= Allan Vizents =

American-Australian Conceptual Artist

Allan Vizents (1945–1987) was an American artist who lived and worked in Australia. He was a founding member of Perth based conceptual art group Media-Space, active from 1981 to 1986. He moved to Sydney in 1986 and took up the role of director of the organisation Performance Space, until his death in 1987.

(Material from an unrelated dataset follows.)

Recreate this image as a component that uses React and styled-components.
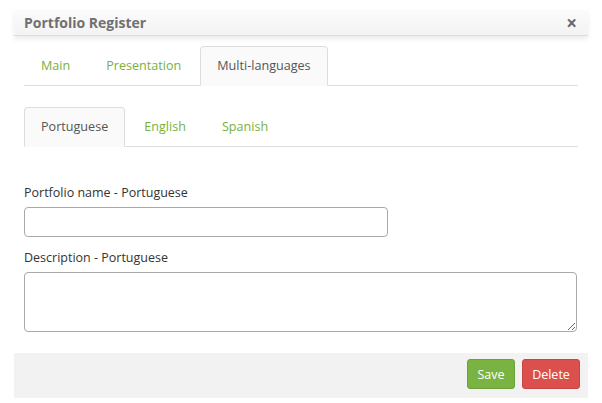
import React from "react";
import styled, { createGlobalStyle } from "styled-components";

const Global = createGlobalStyle`
  html, body { margin: 0; padding: 0; background: #fff; }
  body { font-family: "Open Sans", "Noto Sans", sans-serif; font-size: 12.5px; color: #333; }
  * { box-sizing: border-box; }
`;

const Modal = styled.div`
  width: 574px;
  margin: 10px 0 0 14px;
  background: #fff;
`;

const Header = styled.div`
  height: 26px;
  display: flex;
  align-items: center;
  justify-content: space-between;
  padding: 0 11px 0 10px;
  background: linear-gradient(#fbfbfb, #f3f3f3);
  border-bottom: 1px solid #dcdcdc;
  box-shadow: 0 3px 5px rgba(0, 0, 0, 0.08);
`;

const Title = styled.h3`
  margin: 0;
  font-size: 14px;
  font-weight: 700;
  color: #707070;
  line-height: 20px;
`;

const Close = styled.span`
  font-size: 19px;
  font-weight: 700;
  color: #6a6a72;
  line-height: 18px;
`;

const Body = styled.div`
  padding: 10px 10px 21px;
`;

const TabBar = styled.div`
  display: flex;
  border-bottom: 1px solid #ddd;
  margin-bottom: ${(p) => p.$mb || 0}px;
`;

const Tab = styled.div`
  padding: 10px 16px;
  margin-right: 2px;
  margin-bottom: -1px;
  line-height: 18px;
  font-size: 12.6px;
  border: 1px solid ${(p) => (p.$active ? "#ddd" : "transparent")};
  border-bottom-color: ${(p) => (p.$active ? "#fafafa" : "transparent")};
  border-radius: 4px 4px 0 0;
  background: ${(p) => (p.$active ? "#fafafa" : "transparent")};
  color: ${(p) => (p.$active ? "#555" : "#79b040")};
`;

const Field = styled.div`
  display: flex;
  flex-direction: column;
  margin-bottom: ${(p) => p.$mb || 0}px;
`;

const Label = styled.label`
  font-size: 12.5px;
  line-height: 18px;
  color: #333;
  margin-bottom: 5px;
`;

const Input = styled.input`
  width: 364px;
  height: 30px;
  border: 1px solid #a9a9a9;
  border-radius: 4px;
  font: inherit;
  padding: 4px 8px;
`;

const TextArea = styled.textarea`
  width: 553px;
  height: 60px;
  border: 1px solid #a9a9a9;
  border-radius: 4px;
  font: inherit;
  padding: 4px 8px;
  resize: both;
`;

const Footer = styled.div`
  height: 45px;
  background: #f2f2f2;
  display: flex;
  align-items: flex-start;
  justify-content: flex-end;
  gap: 7px;
  padding: 6px 8px 0;
`;

const Button = styled.button`
  height: 30px;
  width: ${(p) => p.$w}px;
  padding: 0;
  font-family: inherit;
  font-size: 12.5px;
  color: #fff;
  border-radius: 3px;
  border: 1px solid ${(p) => p.$border};
  background: ${(p) => p.$bg};
  cursor: pointer;
`;

export default function App() {
  return (
    <>
      <Global />
      <Modal>
        <Header>
          <Title>Portfolio Register</Title>
          <Close>×</Close>
        </Header>
        <Body>
          <TabBar $mb={21}>
            <Tab>Main</Tab>
            <Tab>Presentation</Tab>
            <Tab $active>Multi-languages</Tab>
          </TabBar>
          <TabBar $mb={37}>
            <Tab $active>Portuguese</Tab>
            <Tab>English</Tab>
            <Tab>Spanish</Tab>
          </TabBar>
          <Field $mb={12}>
            <Label>Portfolio name - Portuguese</Label>
            <Input type="text" />
          </Field>
          <Field>
            <Label>Description - Portuguese</Label>
            <TextArea />
          </Field>
        </Body>
        <Footer>
          <Button $bg="#79b443" $border="#6da23b" $w={48}>Save</Button>
          <Button $bg="#db4f4c" $border="#c94542" $w={58}>Delete</Button>
        </Footer>
      </Modal>
    </>
  );
}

Vizents was born in California in 1945, and arrived in Perth in October 1978. His initial interest was in photography, and his work from this period is held in collections of the State Library of Western Australia, John Curtin Gallery, and the Art Gallery of Western Australia. The group Media-Space was formed by Vizents along with Paul Thomas, Jeff Jones, Ann Graham, Judy Chambers, Neil Sullivan, Brian McKay and Lindsay Parkhill and many other occasional participants. Together they established a space in Perth to combat the isolation of the city, and enable artists to access resources and to engage in discussions regarding ideas and recent occurrences in local and world arts. During this time, Vizents developed the performance and audio artwork that he would become renowned for. Along with PRAXIS, another Perth-based art group from this period, Media-Space formed the initial proposal to use the old Perth Boys School as the site for what became the Perth Institute of Contemporary Arts (PICA). During these years, Vizents met and married Patsy Vizents (nee. Bradbury). Vizents left Perth in 1986 to become the director of Sydney's Performance Space, but his tenure was cut short by his death on 19 March 1987.